Why I Love/Hate My First Chapter

Beginnings are the worst.

Just ask the guys muscling for position at the starting line of a race; all elbows and hip checks and ankles getting stomped on. Ask the folks dragging themselves out of bed for a pre-dawn workout, fighting against the gravitational pull of the singularity created by a warm bed. Ask the authors, staring at the terrible white expanse of the blank first page.

The beginning of any endeavor is the worst, because each step is a battle. Every inch of ground is an inch that must be won not only from the enemy (your competitors, the weights you’ll lift, the miles you’ll run, the white space you’ll reclaim in ink) but also from your own momentum — momentum that wants to let you slide to the back of the pack, stay in bed, watch TV… do ANYTHING but fight that fight.

So it goes with writing.

I’ve just started a second novel, and MAN is it tempting not to do it. As much as I’m excited about the prospect of a new project, I know that for the few months of fun in drafting I’ll have the long slog of a better part of a year or more in edits ahead. Then, there’s the story itself. I don’t know for entirely sure where it’s going yet. I’ve got some moments and ideas mapped, but it’s still a lump of clay. It needs shaping. The result is that each foray into this new world feels a bit like a fish flopping around on a riverbank: There’s water just over there, just at the edge of vision, and if I can just get there, if I can just find the flow, everything will be okay. Problem is, a fish is designed for swimming, slicing through the water, carving liquid paths in currents and bubbles… the movement comes out as herky-jerky twitching on land, and I can’t even tell if it’s moving me closer to my goal or not.

I’m also pretty sure I’m terrible at writing beginnings anyway. Every word that goes on the page feels like needless exposition; clunky, unnecessary, and obtrusive, like riding an elephant to work. Any attempt at action takes a hard left with an explanation of who this person is, what the place looks like, why it’s even going on… end result? The 3000 words or so I’ve written so far feel positively glacial. My sneaking suspicion is that it’s crap, and I should probably pack this thing in, cut my losses, and do something more productive with my time.

But.

Much as the drafting is frustrating, it is freeing: the first draft is not constrained by the need to be perfect or even good. It doesn’t even have to hang together; it can have unformed limbs, elbows that bend the wrong way, or a vestigial tail. All that crap — the characters that randomly appear and disappear throughout the narrative, the note that you forgot to plant earlier in the story, the the gobs and gobs of exposition that feels like so many monster trucks spinning their wheels, spraying mud all over the walls — can be fixed when the narrative surgery begins, in the edit.
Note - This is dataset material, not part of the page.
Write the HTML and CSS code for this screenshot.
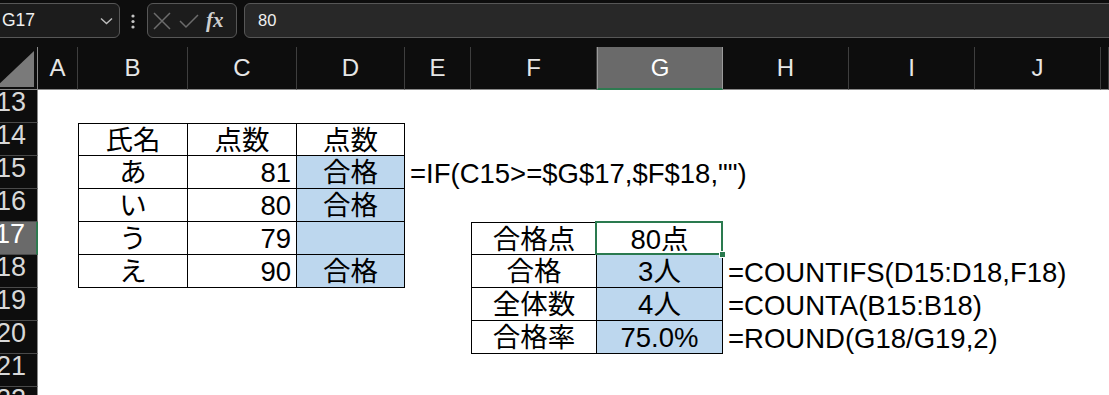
FILE: index.html
```html
<!DOCTYPE html>
<html lang="ja">
<head>
    <meta charset="UTF-8">
    <title>合格判定</title>
    <link rel="stylesheet" href="styles.css">
</head>
<body>
    <!-- Name box + formula bar -->
    <div class="topbar">
        <div class="namebox">
            <span>G17</span>
            <svg class="chevron" width="13" height="8" viewBox="0 0 13 8"><path d="M1 1.5 L6.5 6.5 L12 1.5" fill="none" stroke="#bdbdbd" stroke-width="1.4"/></svg>
        </div>
        <svg class="dots" width="4" height="15" viewBox="0 0 4 15"><circle cx="2" cy="2" r="1.6" fill="#c4c4c4"/><circle cx="2" cy="7.5" r="1.6" fill="#c4c4c4"/><circle cx="2" cy="13" r="1.6" fill="#c4c4c4"/></svg>
        <div class="fxbox">
            <svg width="18" height="18" viewBox="0 0 18 18"><path d="M1 1 L17 17 M17 1 L1 17" stroke="#6c6c6c" stroke-width="1.5"/></svg>
            <svg width="20" height="18" viewBox="0 0 20 18"><path d="M1 9 L7 15 L19 3" fill="none" stroke="#6c6c6c" stroke-width="1.5"/></svg>
            <span class="fx">fx</span>
        </div>
        <div class="formula">80</div>
    </div>

    <div class="sheet">
        <div class="corner">
            <svg width="38" height="43" viewBox="0 0 38 43"><polygon points="34,4 34,40 -4,40" fill="#7a7a7a"/></svg>
        </div>
        <div class="colhead">A</div>
        <div class="colhead">B</div>
        <div class="colhead">C</div>
        <div class="colhead">D</div>
        <div class="colhead">E</div>
        <div class="colhead">F</div>
        <div class="colhead active">G</div>
        <div class="colhead">H</div>
        <div class="colhead">I</div>
        <div class="colhead">J</div>
        <div class="colhead"></div>

        <div class="rowhead"><span>13</span></div>
        <div class="rowhead"><span>14</span></div>
        <div class="rowhead"><span>15</span></div>
        <div class="rowhead"><span>16</span></div>
        <div class="rowhead active"><span>17</span></div>
        <div class="rowhead"><span>18</span></div>
        <div class="rowhead"><span>19</span></div>
        <div class="rowhead"><span>20</span></div>
        <div class="rowhead"><span>21</span></div>
        <div class="rowhead"><span>22</span></div>

        <!-- 点数表 B14:D18 -->
        <div class="tbl tbl-scores">
            <div class="c">氏名</div>
            <div class="c">点数</div>
            <div class="c">点数</div>

            <div class="c">あ</div>
            <div class="c num">81</div>
            <div class="c blue">合格</div>

            <div class="c">い</div>
            <div class="c num">80</div>
            <div class="c blue">合格</div>

            <div class="c">う</div>
            <div class="c num">79</div>
            <div class="c blue"></div>

            <div class="c">え</div>
            <div class="c num">90</div>
            <div class="c blue">合格</div>
        </div>

        <div class="note note-if">=IF(C15&gt;=$G$17,$F$18,"")</div>

        <!-- 集計表 F17:G20 -->
        <div class="tbl tbl-summary">
            <div class="c">合格点</div>
            <div class="c sel">80点</div>

            <div class="c">合格</div>
            <div class="c blue">3人</div>

            <div class="c">全体数</div>
            <div class="c blue">4人</div>

            <div class="c">合格率</div>
            <div class="c blue">75.0%</div>
        </div>

        <div class="note note-h r18">=COUNTIFS(D15:D18,F18)</div>
        <div class="note note-h r19">=COUNTA(B15:B18)</div>
        <div class="note note-h r20">=ROUND(G18/G19,2)</div>
    </div>
</body>
</html>
```

FILE: styles.css
```css
body {
    margin: 0;
    width: 1109px;
    height: 395px;
    overflow: hidden;
    background: #ffffff;
    font-family: "Liberation Sans", "Noto Sans CJK JP", sans-serif;
}

/* ---- formula bar ---- */
.topbar {
    height: 47px;
    box-sizing: border-box;
    padding-top: 3px;
    background: #0d0d0d;
    display: flex;
    align-items: flex-start;
    overflow: hidden;
}

.namebox {
    width: 126px;
    height: 35px;
    margin-left: -6px;
    box-sizing: border-box;
    border: 1px solid #575757;
    border-radius: 6px;
    background: #1c1c1c;
    display: flex;
    align-items: center;
    padding-left: 7px;
    color: #f0f0f0;
    font-size: 17.5px;
}

.chevron {
    margin-left: auto;
    margin-right: 6px;
}

.dots {
    margin: 11px 12px 0 11px;
}

.fxbox {
    width: 90px;
    height: 35px;
    box-sizing: border-box;
    border: 1px solid #575757;
    border-radius: 6px;
    background: #1c1c1c;
    display: flex;
    align-items: center;
    gap: 8px;
    padding-left: 5px;
}

.fx {
    font-family: "Liberation Serif", serif;
    font-style: italic;
    font-weight: bold;
    font-size: 21px;
    color: #cfcfcf;
    margin-left: -1px;
}

.formula {
    flex: 1;
    height: 35px;
    margin-left: 7px;
    margin-right: -10px;
    box-sizing: border-box;
    border: 1px solid #575757;
    border-radius: 6px;
    background: #282828;
    color: #f0f0f0;
    font-size: 16.5px;
    display: flex;
    align-items: center;
    padding-left: 13px;
}

/* ---- sheet grid ---- */
.sheet {
    display: grid;
    grid-template-columns: 38px 40px 110px 109px 108px 66px 126px 126px 126px 126px 126px 1fr;
    grid-template-rows: 43px repeat(10, 33px);
}

.corner {
    background: #0d0d0d;
    border-right: 1px solid #8a8a8a;
    border-bottom: 1px solid #8a8a8a;
    box-sizing: border-box;
    overflow: hidden;
}

.corner svg {
    display: block;
}

.colhead {
    background: #0d0d0d;
    border-right: 1px solid #3e3e3e;
    border-bottom: 1px solid #8a8a8a;
    box-sizing: border-box;
    color: #e6e6e6;
    font-size: 24px;
    display: flex;
    align-items: center;
    justify-content: center;
}

.colhead.active {
    background: #6a6a6a;
    border-left: 1px solid #9a9a9a;
    border-right: 1px solid #9a9a9a;
    border-bottom: 2px solid #2e7a50;
    color: #ffffff;
}

.rowhead {
    grid-column: 1;
    background: #0d0d0d;
    border-right: 1px solid #8a8a8a;
    border-bottom: 1px solid #4a4a4a;
    box-sizing: border-box;
    color: #d8d8d8;
    font-size: 27px;
    line-height: 24px;
    display: flex;
    justify-content: flex-end;
    padding-right: 11px;
    overflow: hidden;
}

.rowhead.active {
    background: #6a6a6a;
    border-right: 2px solid #2e7a50;
    color: #ffffff;
}

/* ---- tables ---- */
.tbl {
    display: grid;
    border-left: 1px solid #000;
    border-top: 1px solid #000;
    box-sizing: border-box;
    font-size: 27.5px;
    color: #000;
}

.tbl-scores {
    grid-column: 3 / 6;
    grid-row: 3 / 8;
    grid-template-columns: 109px 109px 108px;
    grid-template-rows: 32px repeat(4, 33px);
}

.tbl-summary {
    grid-column: 7 / 9;
    grid-row: 6 / 10;
    grid-template-columns: 125px 126px;
    grid-template-rows: 32px repeat(3, 33px);
}

.c {
    border-right: 1px solid #000;
    border-bottom: 1px solid #000;
    text-align: center;
    line-height: 28px;
    padding-top: 3px;
    white-space: nowrap;
}

.c.num {
    text-align: right;
    padding-right: 5px;
}

.c.blue {
    background: #bdd7ee;
}

.c.sel {
    position: relative;
}

.c.sel::after {
    content: "";
    position: absolute;
    top: -2px;
    left: -2px;
    right: -1px;
    bottom: -1px;
    border: 2px solid #2a7a4f;
}

.c.sel::before {
    content: "";
    position: absolute;
    right: -4px;
    bottom: -4px;
    width: 5px;
    height: 5px;
    background: #2a7a4f;
    border: 1px solid #ffffff;
    z-index: 1;
}

/* formulas written beside the cells */
.note {
    font-size: 27.5px;
    line-height: 28px;
    padding-top: 4px;
    padding-left: 5px;
    white-space: nowrap;
    color: #000;
}

.note-if {
    grid-column: 6 / 10;
    grid-row: 4;
}

.note-h {
    grid-column: 9 / 12;
}

.r18 { grid-row: 7; }
.r19 { grid-row: 8; }
.r20 { grid-row: 9; }
```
The draft is raw, bleeding genesis, messy and gory, staining the earth red in its wake. (Give me Genesis!)

The draft is rainbows spewing from the netherparts of unicorns, coloring the sky with a riot of sound and fury. It’s a newborn eagle spreading its wings for the first time after its mother boots it out of the nest: nervous at first, stumbling over its own tangle of talons and beak, but then — then! — the wind catches its wings and it soars. The story creates its own momentum and, once tilted over the edge, it rolls and tumbles and picks up crumbs and absorbs stray cats and it barrels down the hill, absorbing everything in its path.

At least, that’s how I think it will be. I’ve only done this once before, after all. But having done it once, the inertia is that much easier to break; the fear of failure is that much easier to overcome.

The first draft is awesome.

The first draft is awful.

The starting is the hardest part, but the good news is, as long as you keep your momentum up, you only have to start once.

5 thoughts on “Why I Love/Hate My First Chapter

  1. It can be hard to summon enough courage to work on a project I care about. I can be too much of a perfectionist when making a first draft and I need to be reminded that it is not permanent.

    Thanks for the reminder and a laugh!

    Liked by 1 person

    • Yeah, a quote I’ve heard and taken to heart lately is “the perfect is the enemy of the good”. It was a need to be “perfect” that made me stall out on my writing several years ago — I gave up because I couldn’t reach that impossible standard.

      Liked by 2 people

  2. Good luck.
    Totally agree…. That’s the dichotomy (? Is that how you spell the word?) of writing.
    First parts are just weird.
    Though I feel like mine is more of a 1st&1/2 draft now, cos it’s a rewrite in which I had to rework large parts of the setting & plot. Your words were me last year…
    And A++ marks for getting in a Trek reference!